There's not too much difference between how long cordless models can iron for before running out of charge, but be aware that this will depend on the type of fabric you're ironing and the heat setting you select.
Most popular ironing brands such as Tefal, Phillips, Morphy Richards and Russell Hobbs have now produced at least one cordless model.
We've even started to see supermarkets and cheaper brands, including Asda and JML, jumping on the bandwagon as they attempt to make the most of this increasingly popular trend.
As with corded irons, cordless models vary in price depending on the features they offer.
We've highlighted three models to consider, depending on your budget.
The cheapest cordless iron we've tested so far, this Asda own-brand model comes with three different heat settings plus a steam boost to help remove creases.
You can use it as a normal iron or a vertical steamer, which is handy if you need to freshen up curtains or other hanging fabrics.
Does this iron's bargain price mean it will struggle to get your clothes crease-free?
An updated version of a previous cordless model, this JML iron has a large soleplate with a precision tip so you can tackle hard-to-reach areas.
If you don't fancy waiting six seconds for it to reheat between garments you can also use it as a corded model, a handy feature that we haven't seen on any other cordless irons we've tested.
It also comes with an easy-to-use self-clean function, which is designed to keep it producing high levels of steam no matter how often you use it.
Did it live up to the cordless hype in our tests?
This Phillips iron is the most expensive cordless model we've tested so far. It comes with an anti-drip soleplate and an automatic shut off that kicks in if the iron's left on the base for too long.
As with other cordless irons, you'll need to pop the iron back on the baseplate to reheat from time to time, but this only takes a few seconds.
The built-in anti-calc system means you can use tap water without worrying about lots of limescale build-up, but how did it fare in our performance tests?
Is this iron's high price tag justified by exceptional performance?
Cordless irons can work in a couple of different ways.
Most use special heating elements that rely on a rechargeable battery to retain the heat. These work in the same way as the batteries you'd find in telephones and power tools.
You charge up the battery, which is contained within the iron itself, by attaching it to a base unit.

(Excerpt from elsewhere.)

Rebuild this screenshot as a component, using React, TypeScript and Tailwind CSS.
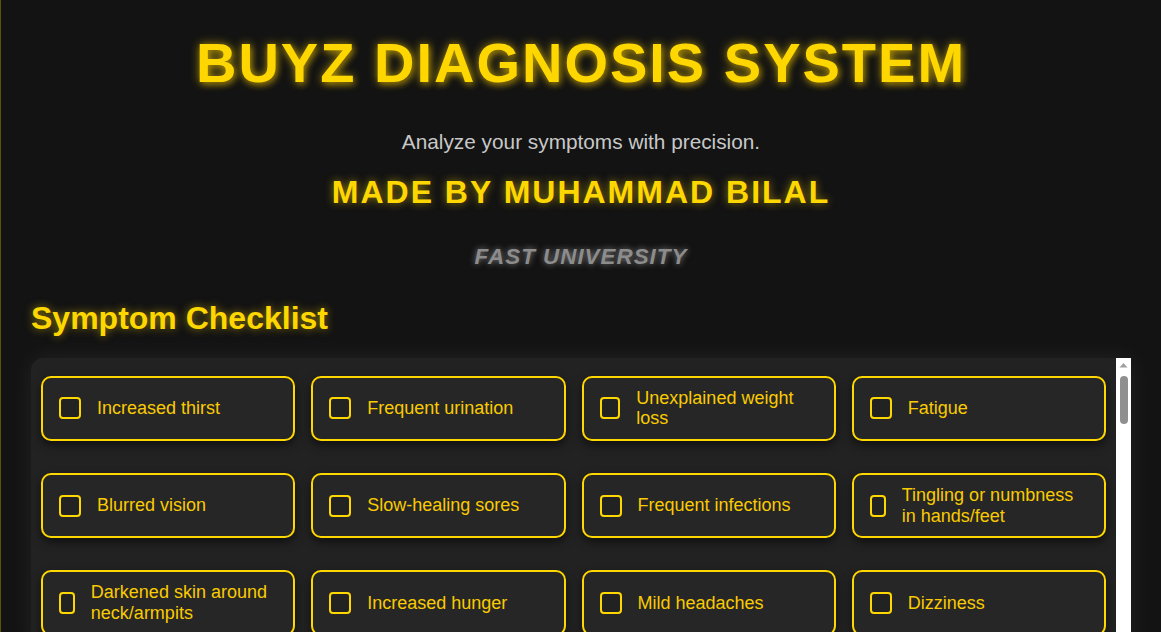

Most irons take only a few seconds to charge for use, though if you have more than one or two items to iron, you'll need to pop the iron back on the base unit to recharge every now and then. How often will depend on the iron itself, as well as the setting you're using it on.
The base unit is powered through a cord plugged into a socket, so - even with a cordless iron - you won't be completely wire free, as you'll probably want to rest the base unit at the end of the ironing board for ease of access.
The other type of cordless iron retains heat and produces the necessary amount of steam with the help of boiling water, but we are yet to test any that work in this way.
There's no evidence to prove that one type works better than the other, but the first type is far more widely available.
Cordless products typically don't last as long as their corded counterparts. Battery failure is one of the most common reasons cordless appliances stop working, and irons are unlikely to prove an exception.
As cordless irons are still a relatively new product, we haven't been able to test how long this particular home essential will last in cordless form.
We do know, however, that lithium-ion batteries gradually lose their ability to hold charge over time. And when we've tested other cordless products that contain this type of battery, we've found that in most products (such as ), lithium-ion batteries only have a lifespan of around two years.
The batteries in irons may last a bit longer than this, especially if you don't iron that frequently. However, they're unlikely to last as long as you might usually expect of an iron; according to our 2019 reliability survey, the average owner kept their last iron for around six and a half years before it broke and needed to be replaced.
The battery on a cordless iron would be likely to give up well before any other kind of fault developed.
And your warranty is unlikely to help. Most manufacturers will only cover the battery of your cordless iron for a year - perhaps two if you're lucky. This means if your battery fails outside of this period, you'll have no option but to buy a new model. That's bad news for the planet and your pocket.